The active cell area is 50 cm². In the performance tests, a 1-molar methanol solution in water is used, the methanol flow rate is 4 ml/min and the cell temperature is 60° C. Air is used as cathode gas. A very good power density is measured for this cell.

EXAMPLE 2

(Embodiment 2)

The production of the anode layer is effected as described in example 1. In addition to the anode layer on the gas diffusion substrate (=A1), the back of the ionomer membrane is provided with a further anode catalyst (=layer A2) after coating with the cathode catalyst (layer K1) . The application of this layer to the membrane is effected as described in example 1, but an appropriate anode catalyst ink is used.

An 8×8 cm piece having an active area of 50 cm² is cut out from the ionomer membrane coated on both sides. For the production of an MEU, the gas diffusion substrate coated with anode catalyst (layer A1) is then united, so as to coincide, with the ionomer membrane coated on both sides (layers A2 and K1) and a cathode gas diffusion substrate (consisting of carbon fiber paper which has been rendered hydrophobic, Sigracet type, SGL) and installed in a DMFC fuel cell.

The active cell area is 50 cm². In the performance tests, a 1-molar methanol solution in water is used, the methanol flow rate is 4 ml/min and the cell temperature is 60° C. Air is used as cathode gas. A very good power density is likewise measured for this cell.

Claims

1. A membrane electrode unit for direct methanol fuel cells, comprising an anode gas diffusion substrate, an anode catalyst layer, an ionomer membrane, a cathode catalyst layer and a cathode gas diffusion substrate, wherein the anode catalyst layer is applied to the anode gas diffusion substrate, and the cathode catalyst layer is present directly on the ionomer membrane.

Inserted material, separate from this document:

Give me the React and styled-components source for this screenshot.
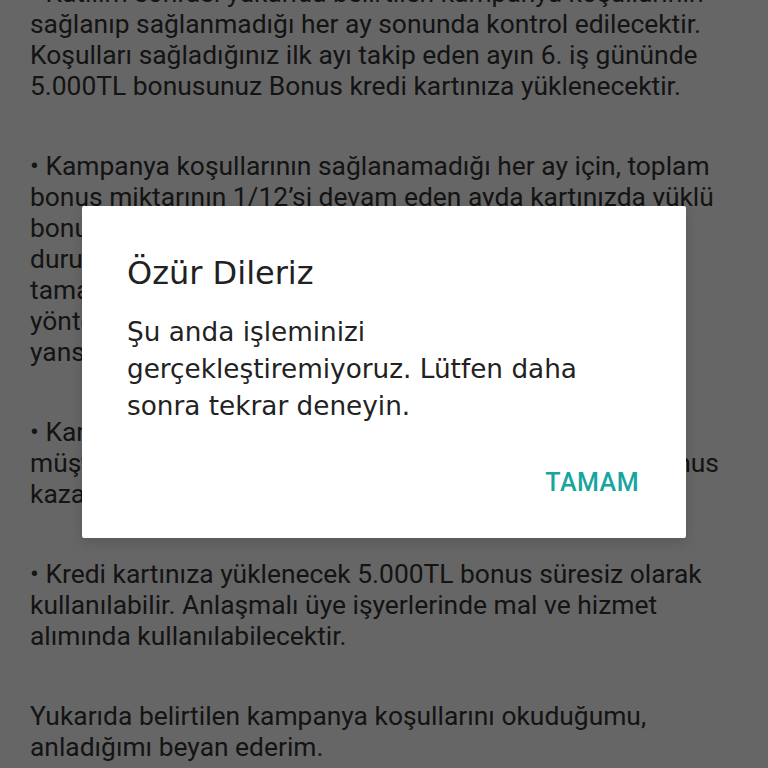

2. The membrane electrode unit as claimed in claim 1, wherein the anode catalyst layer is applied both to the anode gas diffusion substrate and to the ionomer membrane, and the cathode catalyst layer is present directly on the membrane.

3. The membrane electrode unit as claimed in claim 1, wherein the layer thickness of the anode catalyst layer is between 20 and 200 micron and the layer thickness of the cathode catalyst layer is between 5 and 50 micron.

4. The membrane electrode unit as claimed in claim 1, wherein the precious metal loading of the anode layer is between 0.25 and 6 mg of precious metal/cm2 and the precious metal loading of the cathode layer is between 0.1 and 2.5 mg of precious metal/cm2.

5. The membrane electrode unit as claimed in claim 1, wherein supported or unsupported bi-metallic platinum/ruthenium catalysts are used as anode catalyst.

6. The membrane electrode unit as claimed in claim 1, wherein supported or unsupported platinum-containing catalysts are used as cathode catalyst.

7. A method for the production of a membrane electrode unit for direct methanol fuel cells, comprising

the coating of an anode gas diffusion substrate with anode catalyst ink,

the drying of the coated anode gas diffusion substrate,

the coating of an ionomer membrane on one side with cathode catalyst ink,

the drying of the ionomer membrane coated on one side and

the uniting of the coated anode gas diffusion substrate with the ionomer membrane coated on one side and the cathode gas diffusion substrate.

8. The method as claimed in claim 7, furthermore comprising the washing of the catalyst-coated gas diffusion substrates or ionomer membranes with water.

9. The use of the membrane electrode units as claimed in claim 1 for the production of direct methanol fuel cells for operation with liquid methanol/water mixtures at temperatures between 20 and 90° C.